* Exercise objective:
Scan the material and copy every line in which "image" appears.
· · · · · · ·
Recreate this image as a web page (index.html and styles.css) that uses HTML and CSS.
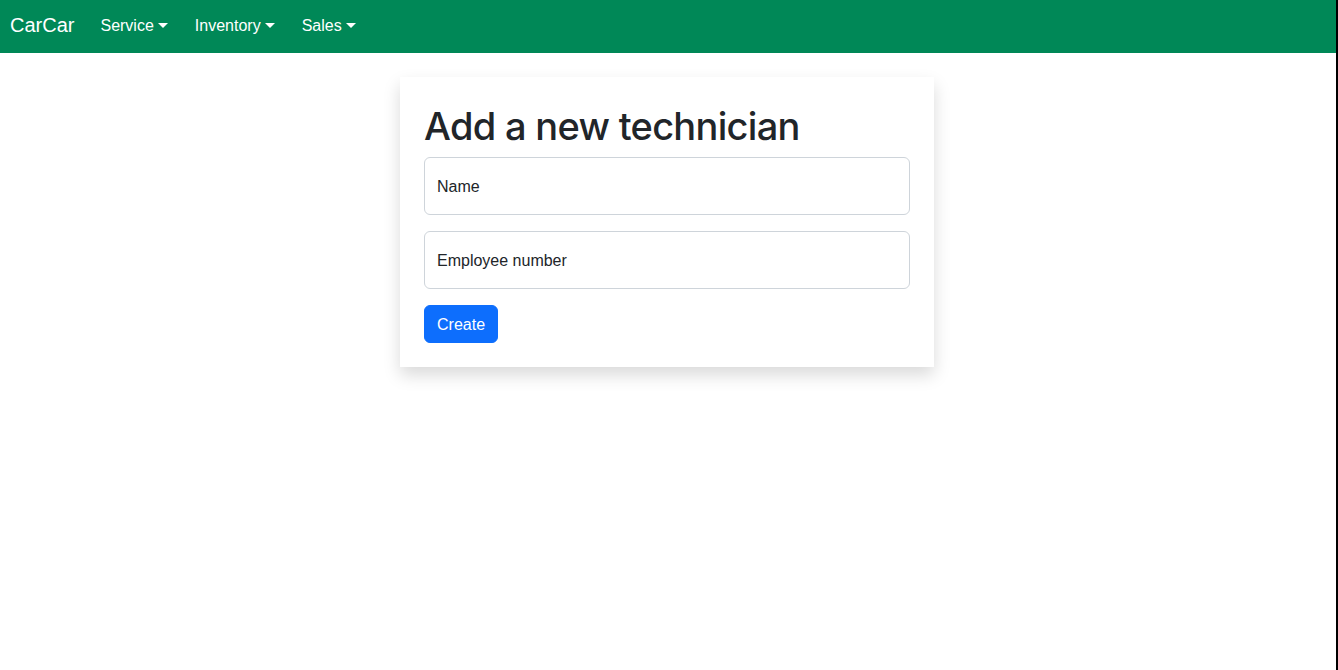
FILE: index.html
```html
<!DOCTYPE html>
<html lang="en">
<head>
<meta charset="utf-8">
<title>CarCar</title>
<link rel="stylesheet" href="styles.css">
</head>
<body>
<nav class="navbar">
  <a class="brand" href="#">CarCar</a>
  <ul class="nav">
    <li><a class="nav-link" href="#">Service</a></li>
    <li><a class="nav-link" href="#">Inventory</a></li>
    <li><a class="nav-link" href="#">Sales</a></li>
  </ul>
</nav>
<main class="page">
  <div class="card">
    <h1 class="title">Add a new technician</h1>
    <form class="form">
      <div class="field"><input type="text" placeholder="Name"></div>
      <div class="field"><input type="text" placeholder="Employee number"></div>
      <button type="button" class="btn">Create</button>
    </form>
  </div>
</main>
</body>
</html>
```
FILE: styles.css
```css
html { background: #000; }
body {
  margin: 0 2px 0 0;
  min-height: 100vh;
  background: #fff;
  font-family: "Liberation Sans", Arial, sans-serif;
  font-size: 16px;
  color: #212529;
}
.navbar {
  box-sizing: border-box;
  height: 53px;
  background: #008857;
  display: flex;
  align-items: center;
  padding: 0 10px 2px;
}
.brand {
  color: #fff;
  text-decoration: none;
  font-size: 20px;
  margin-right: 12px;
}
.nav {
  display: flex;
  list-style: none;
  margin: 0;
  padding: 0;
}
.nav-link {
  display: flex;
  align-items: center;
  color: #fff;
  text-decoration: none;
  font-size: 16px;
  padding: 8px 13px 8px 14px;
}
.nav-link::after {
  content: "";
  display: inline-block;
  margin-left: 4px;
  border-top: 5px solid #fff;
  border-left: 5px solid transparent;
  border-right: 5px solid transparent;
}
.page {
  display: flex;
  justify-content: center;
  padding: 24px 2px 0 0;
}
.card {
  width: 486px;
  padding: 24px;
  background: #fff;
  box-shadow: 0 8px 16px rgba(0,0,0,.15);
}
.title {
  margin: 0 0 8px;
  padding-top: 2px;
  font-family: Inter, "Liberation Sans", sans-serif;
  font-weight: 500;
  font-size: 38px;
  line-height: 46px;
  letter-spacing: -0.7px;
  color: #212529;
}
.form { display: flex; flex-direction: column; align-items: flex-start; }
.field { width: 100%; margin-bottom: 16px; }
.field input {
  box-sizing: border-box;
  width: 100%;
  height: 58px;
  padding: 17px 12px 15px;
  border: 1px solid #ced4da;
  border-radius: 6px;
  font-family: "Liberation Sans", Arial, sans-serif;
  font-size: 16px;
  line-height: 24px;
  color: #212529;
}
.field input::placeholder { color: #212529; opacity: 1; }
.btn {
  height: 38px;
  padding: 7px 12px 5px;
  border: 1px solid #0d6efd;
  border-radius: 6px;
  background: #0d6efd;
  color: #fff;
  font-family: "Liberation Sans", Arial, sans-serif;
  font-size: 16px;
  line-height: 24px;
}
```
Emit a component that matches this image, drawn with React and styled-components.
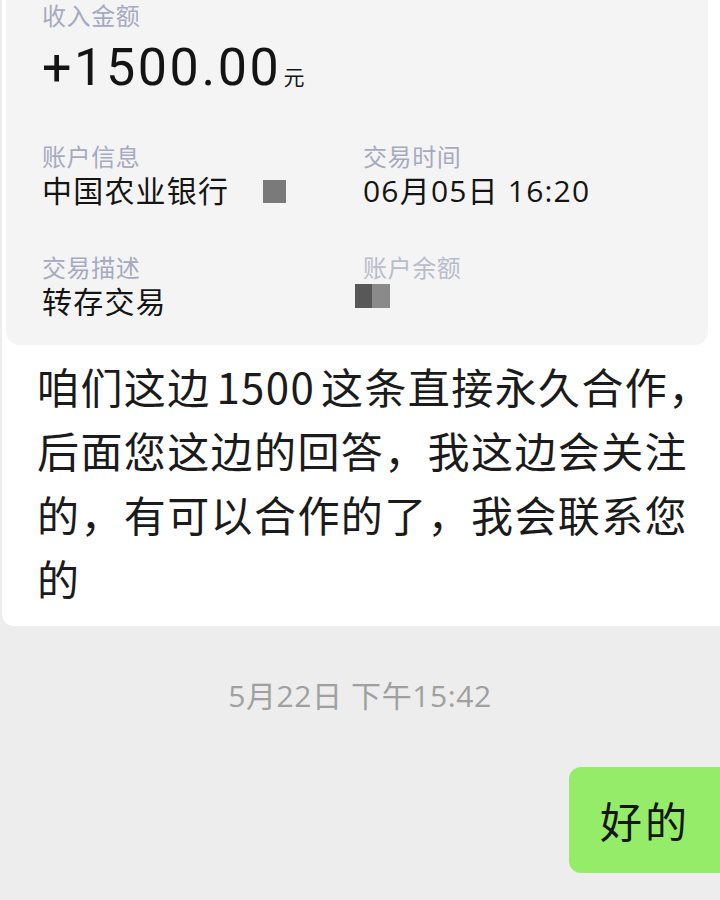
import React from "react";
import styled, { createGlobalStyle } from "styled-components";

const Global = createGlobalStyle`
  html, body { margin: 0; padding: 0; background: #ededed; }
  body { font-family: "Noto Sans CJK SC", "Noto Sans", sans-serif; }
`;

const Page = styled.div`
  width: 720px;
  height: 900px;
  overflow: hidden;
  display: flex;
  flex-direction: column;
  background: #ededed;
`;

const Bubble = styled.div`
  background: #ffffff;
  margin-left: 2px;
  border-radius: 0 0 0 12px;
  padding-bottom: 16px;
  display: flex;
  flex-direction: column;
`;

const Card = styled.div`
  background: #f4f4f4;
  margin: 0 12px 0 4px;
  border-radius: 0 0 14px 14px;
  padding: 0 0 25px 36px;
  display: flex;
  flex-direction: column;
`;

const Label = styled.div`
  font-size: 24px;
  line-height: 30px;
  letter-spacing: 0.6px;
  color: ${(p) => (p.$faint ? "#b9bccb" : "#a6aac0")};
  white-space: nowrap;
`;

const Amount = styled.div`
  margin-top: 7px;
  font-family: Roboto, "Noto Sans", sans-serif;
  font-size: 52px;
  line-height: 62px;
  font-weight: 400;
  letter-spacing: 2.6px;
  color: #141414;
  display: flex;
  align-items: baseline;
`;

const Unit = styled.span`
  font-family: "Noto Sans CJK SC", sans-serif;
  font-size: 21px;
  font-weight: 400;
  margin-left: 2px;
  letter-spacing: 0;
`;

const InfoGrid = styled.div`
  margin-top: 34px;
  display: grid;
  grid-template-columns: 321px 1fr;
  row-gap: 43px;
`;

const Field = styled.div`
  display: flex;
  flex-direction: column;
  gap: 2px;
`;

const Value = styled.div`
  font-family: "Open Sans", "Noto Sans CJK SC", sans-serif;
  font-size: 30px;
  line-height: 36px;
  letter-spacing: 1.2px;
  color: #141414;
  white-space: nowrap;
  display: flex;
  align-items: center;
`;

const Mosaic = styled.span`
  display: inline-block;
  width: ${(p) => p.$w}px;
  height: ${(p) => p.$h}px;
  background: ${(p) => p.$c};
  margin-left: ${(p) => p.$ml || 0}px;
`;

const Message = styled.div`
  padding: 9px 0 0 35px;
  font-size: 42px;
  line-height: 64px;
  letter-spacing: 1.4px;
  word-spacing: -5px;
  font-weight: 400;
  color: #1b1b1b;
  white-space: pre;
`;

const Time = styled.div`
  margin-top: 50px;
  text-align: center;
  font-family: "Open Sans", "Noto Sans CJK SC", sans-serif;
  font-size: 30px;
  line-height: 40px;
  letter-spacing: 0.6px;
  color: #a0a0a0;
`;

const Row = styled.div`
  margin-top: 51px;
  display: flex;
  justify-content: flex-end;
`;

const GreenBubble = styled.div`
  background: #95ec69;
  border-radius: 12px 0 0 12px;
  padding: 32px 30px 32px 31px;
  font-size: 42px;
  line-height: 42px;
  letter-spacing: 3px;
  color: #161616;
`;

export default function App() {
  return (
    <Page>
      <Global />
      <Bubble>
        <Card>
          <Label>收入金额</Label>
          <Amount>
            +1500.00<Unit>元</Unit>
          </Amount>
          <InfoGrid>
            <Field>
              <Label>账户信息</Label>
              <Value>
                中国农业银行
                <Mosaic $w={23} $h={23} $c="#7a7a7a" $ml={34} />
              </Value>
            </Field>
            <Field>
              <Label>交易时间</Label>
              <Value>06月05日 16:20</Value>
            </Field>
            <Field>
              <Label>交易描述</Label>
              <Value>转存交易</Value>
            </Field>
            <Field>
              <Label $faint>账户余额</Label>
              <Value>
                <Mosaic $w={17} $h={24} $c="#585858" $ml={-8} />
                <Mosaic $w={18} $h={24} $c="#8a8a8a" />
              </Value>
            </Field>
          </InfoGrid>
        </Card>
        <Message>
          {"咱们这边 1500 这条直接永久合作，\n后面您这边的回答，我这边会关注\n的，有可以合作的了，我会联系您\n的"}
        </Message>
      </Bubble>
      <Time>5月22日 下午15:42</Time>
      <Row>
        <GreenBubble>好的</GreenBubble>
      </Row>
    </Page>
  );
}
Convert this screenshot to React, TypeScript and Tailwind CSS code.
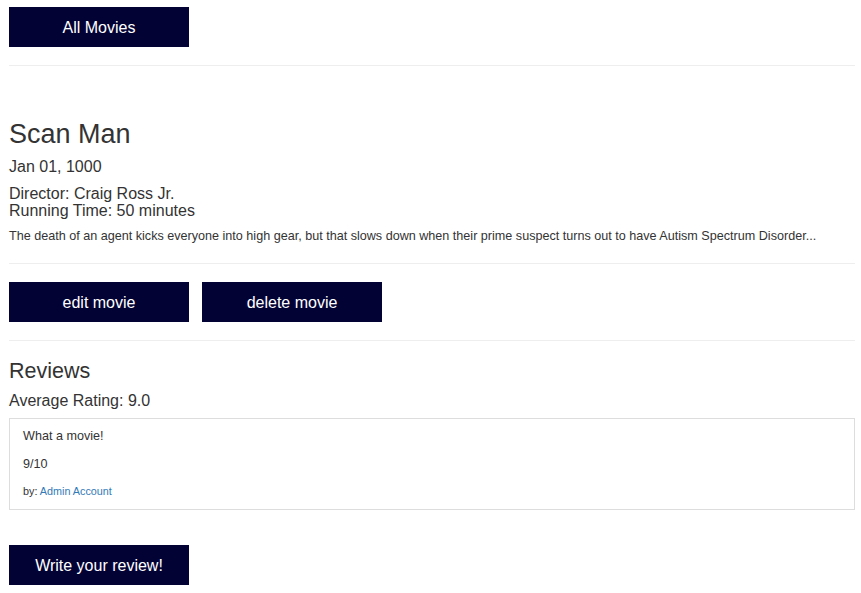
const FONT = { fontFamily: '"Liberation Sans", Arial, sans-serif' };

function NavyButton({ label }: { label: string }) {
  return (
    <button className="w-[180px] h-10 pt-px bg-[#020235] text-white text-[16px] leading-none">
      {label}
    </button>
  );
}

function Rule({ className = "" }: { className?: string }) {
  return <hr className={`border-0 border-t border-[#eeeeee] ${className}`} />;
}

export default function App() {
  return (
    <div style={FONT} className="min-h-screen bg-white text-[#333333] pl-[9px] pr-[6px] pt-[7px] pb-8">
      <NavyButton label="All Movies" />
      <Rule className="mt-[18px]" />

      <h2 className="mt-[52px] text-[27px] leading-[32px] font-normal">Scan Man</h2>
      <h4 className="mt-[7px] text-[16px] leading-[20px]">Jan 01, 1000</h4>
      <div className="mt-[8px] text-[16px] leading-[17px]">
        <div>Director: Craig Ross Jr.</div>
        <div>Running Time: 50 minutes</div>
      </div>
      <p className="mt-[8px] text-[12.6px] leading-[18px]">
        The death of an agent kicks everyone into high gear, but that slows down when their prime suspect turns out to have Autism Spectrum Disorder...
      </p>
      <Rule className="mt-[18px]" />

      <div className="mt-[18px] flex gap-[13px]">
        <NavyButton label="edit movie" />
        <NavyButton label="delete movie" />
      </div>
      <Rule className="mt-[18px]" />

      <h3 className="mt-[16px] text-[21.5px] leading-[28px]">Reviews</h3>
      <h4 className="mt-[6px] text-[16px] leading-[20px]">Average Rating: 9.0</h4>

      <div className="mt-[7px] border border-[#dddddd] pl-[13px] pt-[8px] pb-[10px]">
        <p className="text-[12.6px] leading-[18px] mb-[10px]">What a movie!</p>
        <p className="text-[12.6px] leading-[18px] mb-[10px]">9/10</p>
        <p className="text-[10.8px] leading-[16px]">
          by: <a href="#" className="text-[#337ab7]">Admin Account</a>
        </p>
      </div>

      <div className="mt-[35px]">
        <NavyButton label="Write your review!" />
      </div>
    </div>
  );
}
· · · · · · ·
* Reply to the task:
Recreate this image as a web page (index.html and styles.css) that uses HTML and CSS.
Emit a component that matches this image, drawn with React and styled-components.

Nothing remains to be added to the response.